Les moyens de défense militaire étaient nuls, l’un des plus chers privilèges de la ville de Rennes étant de ne pas recevoir de garnison, et le service de sûreté se trouvant confié aux compagnies bourgeoises, qui portaient le nom de cinquantaines. Ce fut à la bourgeoisie organisée, ce fut surtout à la noblesse, toujours armée et toujours prête à combattre, que le jeune gouverneur en survivance dut adresser un chaleureux appel. L’une et l’autre y répondirent avec un dévouement égal. Au moment où l’émeute menaçait de se porter aux dernières extrémités, quelques compagnies de milice soutenues par de nombreux gentilshommes engagèrent contre elle une lutte assez meurtrière, mais où elles ne tardèrent pas à demeurer victorieuses.
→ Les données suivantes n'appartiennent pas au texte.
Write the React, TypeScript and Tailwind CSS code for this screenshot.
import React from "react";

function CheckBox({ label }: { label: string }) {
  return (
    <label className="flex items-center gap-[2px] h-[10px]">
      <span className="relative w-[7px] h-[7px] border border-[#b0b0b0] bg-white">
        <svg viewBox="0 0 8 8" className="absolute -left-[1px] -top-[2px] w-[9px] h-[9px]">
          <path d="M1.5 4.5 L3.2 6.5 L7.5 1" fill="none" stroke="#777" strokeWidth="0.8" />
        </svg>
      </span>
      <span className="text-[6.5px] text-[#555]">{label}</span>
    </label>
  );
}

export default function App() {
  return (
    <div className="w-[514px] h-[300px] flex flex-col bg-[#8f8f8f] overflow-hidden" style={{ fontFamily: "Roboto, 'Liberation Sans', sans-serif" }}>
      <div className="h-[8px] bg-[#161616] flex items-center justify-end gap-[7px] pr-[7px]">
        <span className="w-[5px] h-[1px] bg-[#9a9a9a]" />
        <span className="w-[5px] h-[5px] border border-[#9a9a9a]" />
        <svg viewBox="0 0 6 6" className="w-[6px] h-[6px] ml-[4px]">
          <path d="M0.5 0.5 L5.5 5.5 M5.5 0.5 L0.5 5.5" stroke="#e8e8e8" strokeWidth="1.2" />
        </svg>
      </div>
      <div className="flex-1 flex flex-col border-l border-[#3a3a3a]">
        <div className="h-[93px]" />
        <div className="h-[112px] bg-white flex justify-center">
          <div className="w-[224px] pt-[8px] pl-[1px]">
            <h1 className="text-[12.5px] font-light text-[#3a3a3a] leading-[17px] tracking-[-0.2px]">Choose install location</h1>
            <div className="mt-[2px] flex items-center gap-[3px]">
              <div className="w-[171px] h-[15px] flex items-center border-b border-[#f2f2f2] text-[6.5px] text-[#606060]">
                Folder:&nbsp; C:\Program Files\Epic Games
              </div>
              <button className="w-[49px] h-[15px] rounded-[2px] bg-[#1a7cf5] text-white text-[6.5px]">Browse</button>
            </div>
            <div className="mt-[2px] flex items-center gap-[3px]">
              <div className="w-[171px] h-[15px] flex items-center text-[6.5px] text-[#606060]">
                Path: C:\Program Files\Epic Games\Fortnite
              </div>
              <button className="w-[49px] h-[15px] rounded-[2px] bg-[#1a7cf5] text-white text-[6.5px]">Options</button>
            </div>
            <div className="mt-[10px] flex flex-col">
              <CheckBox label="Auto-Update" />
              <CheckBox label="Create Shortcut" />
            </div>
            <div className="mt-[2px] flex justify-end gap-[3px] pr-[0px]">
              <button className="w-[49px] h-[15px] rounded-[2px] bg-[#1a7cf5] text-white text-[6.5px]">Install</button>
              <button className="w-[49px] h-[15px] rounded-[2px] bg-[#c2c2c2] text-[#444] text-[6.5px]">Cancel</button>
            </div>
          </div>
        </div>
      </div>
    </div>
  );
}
L’insurrection une fois refoulée dans les faubourgs, les portes de la ville furent fermées, et l’ordre parut une première fois rétabli ; mais les troubles recommencèrent promptement, et la sédition, associant aux griefs populaires d’invincibles antipathies religieuses, se jeta, aux abords de la ville, sur le temple consacré au culte protestant, auquel appartenaient plusieurs des employés des fermes[1]. L’édifice fut brûlé avant l’arrivée de deux

  1. Il résulte des registres secrets du parlement que cette cour, de tout temps fort opposée aux jésuites, fit les plus grands efforts afin d’impliquer dans l’incendie du temple protestant les élèves du collège que cette compagnie possédait à Rennes. Des poursuites furent commencées contre un élève de cinquième, âgé de treize ans, et durent être abandonnées faute de charges suffisantes. — Registres secrets, année 1675, 27 avril, t. III.